Wilkinson, Sills said, should not have rejected Shaoping Corder’s offer to prove, through the testimony of the equipment company’s lawyer, that the settlement offer was based largely on her presence as a plaintiff in the case.

The majority’s ruling, Sills predicted, will encourage antagonistic survivors to turn allocation proceedings into “a free-for-all smackdown as to who the decedent loved the most,” with judges given “almost unlimited power to allocate wrongful death damages according to the most extremely subjective factors.”

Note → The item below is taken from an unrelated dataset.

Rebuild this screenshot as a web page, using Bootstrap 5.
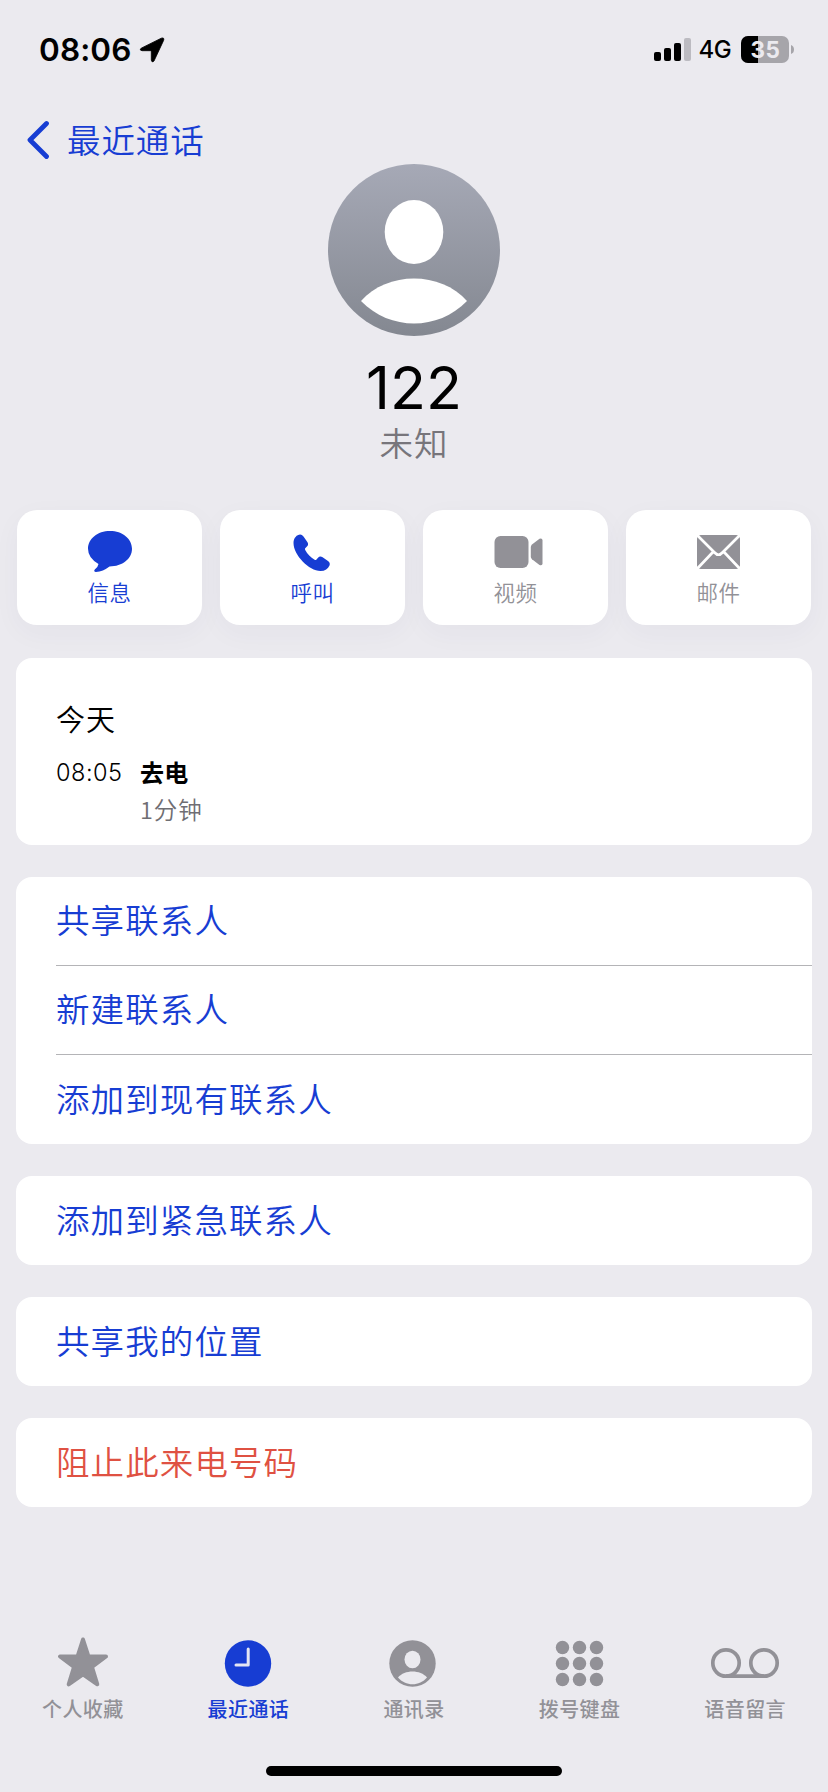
<!DOCTYPE html>
<html lang="zh-CN">
<head>
<meta charset="utf-8">
<meta name="viewport" content="width=device-width, initial-scale=1">
<title>最近通话</title>
<link href="https://cdn.jsdelivr.net/npm/bootstrap@5.3.0/dist/css/bootstrap.min.css" rel="stylesheet">
<style>
:root{--ink-blue:#173dd3;--ink-gray:#929197}
body{background:#ebeaef;color:#000;font-family:"Noto Sans CJK SC",sans-serif;font-weight:350;height:1792px;overflow:hidden}
svg{display:block;flex:none}
.latin{font-family:Inter,"Noto Sans CJK SC",sans-serif}
.tone-blue{color:var(--ink-blue)}
.tone-gray{color:var(--ink-gray)}
.status{height:100px;padding:0 33px 0 39px}
.clock{font-size:31.5px;font-weight:600;line-height:40px;letter-spacing:.1px}
.net{font-size:24px;font-weight:500;line-height:30px;letter-spacing:-.6px;margin-left:7px}
.back{height:64px;padding:16px 0 0 27px;font-size:33.5px;line-height:44px;letter-spacing:.9px}
.back span{margin-left:16px;padding-bottom:3px}
.who{height:346px}
.number{font-size:59px;line-height:70px;margin-top:17px}
.sub{font-size:33.5px;line-height:44px;letter-spacing:1px;color:#77757b;margin-top:-3px}
.actions{padding:0 17px;gap:18px}
.action{height:115px;border:0;border-radius:20px;box-shadow:0 8px 28px rgba(60,60,90,.04);font-size:21.5px;line-height:30px;letter-spacing:.4px;padding-top:17px}
.action svg{height:50px;width:60px}
.stack{padding:33px 16px 0;gap:32px}
.panel{border:0;border-radius:16px;overflow:hidden;background:#fff}
.history{height:187px;padding:41px 0 0 40px}
.day{font-size:29px;line-height:38px;letter-spacing:1px}
.call-line{margin-top:18px}
.time{font-size:23.5px;line-height:34px;width:84px;letter-spacing:.5px;padding-top:1px}
.kind{font-size:24px;font-weight:700;line-height:34px;letter-spacing:.3px}
.dur{font-size:23.5px;line-height:34px;letter-spacing:.9px;color:#6f6e73;padding-left:84px;margin-top:2px}
.entry{height:89px;margin-left:40px;font-size:33.5px;letter-spacing:1.1px;line-height:44px;padding:0 0 4px}
.ruled{border-bottom:1px solid #b4b4b7}
.tone-red{color:#df5142}
.tabs{height:155px;margin-top:104px}
.tab{font-size:20px;line-height:28px;letter-spacing:.4px;font-weight:500}
.tab svg{width:80px;height:64px;margin-top:20px}
.homebar{width:296px;height:10px;border-radius:5px;background:#000}
</style>
</head>
<body>
<header class="status d-flex justify-content-between align-items-center">
  <div class="d-flex align-items-center gap-2">
    <span class="clock latin">08:06</span>
    <svg width="26" height="26" viewBox="0 0 26 26"><path d="M2.200 11.200 22.300 1.200Q25.600.2 24.600 3.400L15 24Q13 26.200 12.300 23.200V14.600L11.400 13.700H3Q-.2 13 2.200 11.200Z" stroke="#000" stroke-width=".8"/></svg>
  </div>
  <div class="d-flex align-items-center">
    <svg width="38" height="24" viewBox="0 0 38 24"><rect y="14" width="7" height="9" rx="2"/><rect x="10" y="10" width="7" height="13" rx="2"/><rect x="20" y="5" width="7" height="18" rx="2"/><rect x="30" width="7" height="23" rx="2" fill="#bcbbc1"/></svg>
    <span class="net latin">4G</span>
    <svg style="margin-left:10px" width="54" height="28" viewBox="0 0 54 28"><defs><clipPath id="cell"><rect width="48" height="27" rx="7"/></clipPath></defs><g clip-path="url(#cell)"><rect width="48" height="27" fill="#a6a5aa"/><rect width="17" height="27"/></g><path d="M50 9Q53 10 53 13.500T50 18Z" fill="#a6a5aa"/><text x="24.500" y="21.600" text-anchor="middle" font-family="Inter" font-weight="700" font-size="22.500" letter-spacing=".6" fill="#ebeaef">35</text></svg>
  </div>
</header>

<nav class="back tone-blue d-flex align-items-center">
  <svg width="24" height="40" viewBox="0 0 24 40"><path d="M19.500 3.500 3 20l16.500 16.500" fill="none" stroke="currentColor" stroke-width="4.800" stroke-linecap="round" stroke-linejoin="round"/></svg>
  <span>最近通话</span>
</nav>

<section class="who d-flex flex-column align-items-center">
  <svg width="172" height="172" viewBox="0 0 172 172"><defs><linearGradient id="sky" x2="0" y2="1"><stop stop-color="#a6a9b6"/><stop offset="1" stop-color="#848891"/></linearGradient></defs><circle cx="86" cy="86" r="86" fill="url(#sky)"/><ellipse cx="86" cy="68" rx="29.300" ry="32" fill="#fff"/><path d="M33 137C59 107 113 107 139 137C110 167 62 167 33 137Z" fill="#fff"/></svg>
  <h1 class="number latin fw-normal mb-0">122</h1>
  <div class="sub">未知</div>
</section>

<section class="actions d-flex">
  <div class="card action flex-fill w-100 align-items-center tone-blue">
    <svg viewBox="0 0 60 50"><path d="M30 4C42.500 4 52 11.800 52 21.800S42.500 39.500 29.500 39.500Q23 44.500 16 45Q13 44.500 15 42.200Q18 40 18.500 37Q8 31 8 21.800C8 11.800 17.500 4 30 4Z" fill="currentColor"/></svg>信息
  </div>
  <div class="card action flex-fill w-100 align-items-center tone-blue">
    <svg viewBox="0 0 60 50"><path d="M10.500 16C10.500 11 14 7.500 17.200 7.500Q19 7.500 20.500 9.500L24.500 15.300Q26 18 23.700 19.800L22.200 21.200Q21.700 22 22.200 23C24.500 27.300 27.500 30.400 31.600 32.800Q32.700 33.400 33.500 32.500L35 30.700Q37 28.600 39.600 30.300L45 34Q47.500 35.800 46.500 38.500C45 42 42 44 37.500 44C26 44 10.500 28 10.500 16Z" fill="currentColor"/></svg>呼叫
  </div>
  <div class="card action flex-fill w-100 align-items-center tone-gray">
    <svg viewBox="0 0 60 50"><rect x="8.500" y="9" width="34" height="32" rx="6" fill="currentColor"/><path d="M44.800 20Q44.800 18.500 46 17.500L53.500 11.700Q56.500 10.800 56.500 13.500V36.500Q56.500 39 53.500 38L46 32.200Q44.800 31 44.800 30Z" fill="currentColor"/></svg>视频
  </div>
  <div class="card action flex-fill w-100 align-items-center tone-gray">
    <svg viewBox="0 0 60 50"><rect x="8" y="8" width="43" height="34" rx="4" fill="currentColor"/><path d="M7 7 25.500 25.500Q29.500 30 33.500 25.500L52 7M7 43 24 25M52 43 35 25" fill="none" stroke="#fff" stroke-width="2.700"/></svg>邮件
  </div>
</section>

<main class="stack d-flex flex-column">
  <section class="panel history">
    <div class="day">今天</div>
    <div class="call-line d-flex"><span class="time latin">08:05</span><span class="kind">去电</span></div>
    <div class="dur">1分钟</div>
  </section>
  <div class="panel tone-blue">
    <div class="entry ruled d-flex align-items-center">共享联系人</div>
    <div class="entry ruled d-flex align-items-center">新建联系人</div>
    <div class="entry d-flex align-items-center">添加到现有联系人</div>
  </div>
  <div class="panel tone-blue"><div class="entry d-flex align-items-center">添加到紧急联系人</div></div>
  <div class="panel tone-blue"><div class="entry d-flex align-items-center">共享我的位置</div></div>
  <div class="panel tone-red"><div class="entry d-flex align-items-center">阻止此来电号码</div></div>
</main>

<footer>
  <nav class="tabs row row-cols-5 g-0 tone-gray text-center">
    <div class="tab col d-flex flex-column align-items-center"><svg viewBox="0 0 80 64"><path d="M40 8.500 45.500 25.500H63L49 36 54.300 53.300 40 43.300 25.700 53.300 31 36 17 25.500H34.500Z" fill="currentColor" stroke="currentColor" stroke-width="4" stroke-linejoin="round"/></svg>个人收藏</div>
    <div class="tab col d-flex flex-column align-items-center tone-blue"><svg viewBox="0 0 80 64"><circle cx="40" cy="32.500" r="23.200" fill="currentColor"/><path d="M40.200 18V34H28" fill="none" stroke="#e4e5f3" stroke-width="3" stroke-linecap="round" stroke-linejoin="round"/></svg>最近通话</div>
    <div class="tab col d-flex flex-column align-items-center"><svg viewBox="0 0 80 64"><circle cx="38.500" cy="32.500" r="23.200" fill="currentColor"/><ellipse cx="38.500" cy="28.500" rx="8" ry="8.800" fill="#ebeaef"/><path d="M24 46.500C30.500 38.500 46.500 38.500 53 46.500C45.500 55.500 31.500 55.500 24 46.500Z" fill="#ebeaef"/></svg>通讯录</div>
    <div class="tab col d-flex flex-column align-items-center"><svg viewBox="0 0 80 64" fill="currentColor"><circle cx="22.500" cy="16.500" r="6.700"/><circle cx="39.500" cy="16.500" r="6.700"/><circle cx="56.500" cy="16.500" r="6.700"/><circle cx="22.500" cy="32.500" r="6.700"/><circle cx="39.500" cy="32.500" r="6.700"/><circle cx="56.500" cy="32.500" r="6.700"/><circle cx="22.500" cy="48.500" r="6.700"/><circle cx="39.500" cy="48.500" r="6.700"/><circle cx="56.500" cy="48.500" r="6.700"/></svg>拨号键盘</div>
    <div class="tab col d-flex flex-column align-items-center"><svg viewBox="0 0 80 64" fill="none" stroke="currentColor" stroke-width="3.700"><circle cx="21" cy="32" r="13.200"/><circle cx="59" cy="32" r="13.200"/><path d="M21 45.200H59"/></svg>语音留言</div>
  </nav>
  <div class="homebar mx-auto"></div>
</footer>
<script src="https://cdn.jsdelivr.net/npm/bootstrap@5.3.0/dist/js/bootstrap.bundle.min.js"></script>
</body>
</html>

The presiding justice continued:

“The majority thus opens the door for the kind of unseemly internecine mudslinging traditionally associated with fault divorce. Allocation of wrongful death award proceedings can now become mudslinging contests, with relatives of the deceased heaping all sorts of salacious calumnies on rival claimants. Indeed, the sheer lopsidedness of this award is explicitly explained by the fact that the trial court believed the calumnies leveled at the wife, and decided to punish her for them. In that respect, the trial judge allocated the fund as if California’s no-fault divorce law had never been enacted.”

Attorney Joseph D. Davis of Davis & Heubeck in Los Angeles represented Shaoping Corder on appeal, while Ronald E. Harrington of Newport Beach represented Lisa Corder.